In 1945 a Labour government deployed Britain's national autonomy and parliamentary sovereignty to nationalise key industries and services such as coal, rail, gas and electricity, and to establish a publicly-owned National Health Service.
This monograph argues that constitutional constraints stemming from economic and legal globalisation would now preclude such a programme.
It contends that whilst no state has ever, or could ever, possess complete freedom of action, nonetheless the rise of the transnational corporation means that national autonomy is now siginificantly restricted. The book focuses in particular on the way in which these economic constraints have been nurtured, reinforced and legitimised by the creation on the part of world leaders of a globalised constitutional law of trade and competition.
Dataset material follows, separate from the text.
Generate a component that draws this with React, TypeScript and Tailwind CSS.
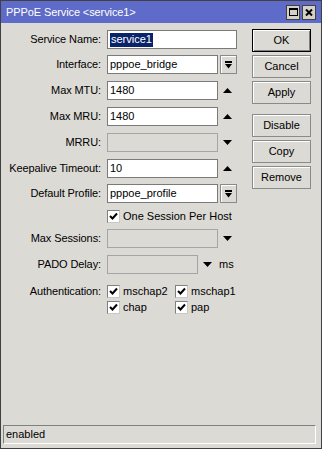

This has been brought into existence by the adoption of effective enforcement machinery, sometimes embedded within the nation states, sometimes formed at transnational level. With Britain enmeshed in supranational economic and legal structures from which it is difficult to extricate itself, the British polity no longer enjoys the range and freedom of policymaking once open to it.
Transnational legal obligations constitute not just law but in effect a de facto supreme law entrenching a predominantly neoliberal political settlement in which the freedom of the individual is identified with the freedom of the market.
The book analyses the key provisions of WTO, EU and ECHR law which provide constitutional protection for private enterprise.
It dwells on the law of services liberalisation, public monopolies, state aid, public procurement and the fundamental right of property ownership, arguing that the new constitutional order compromises the traditional ideals of British democracy.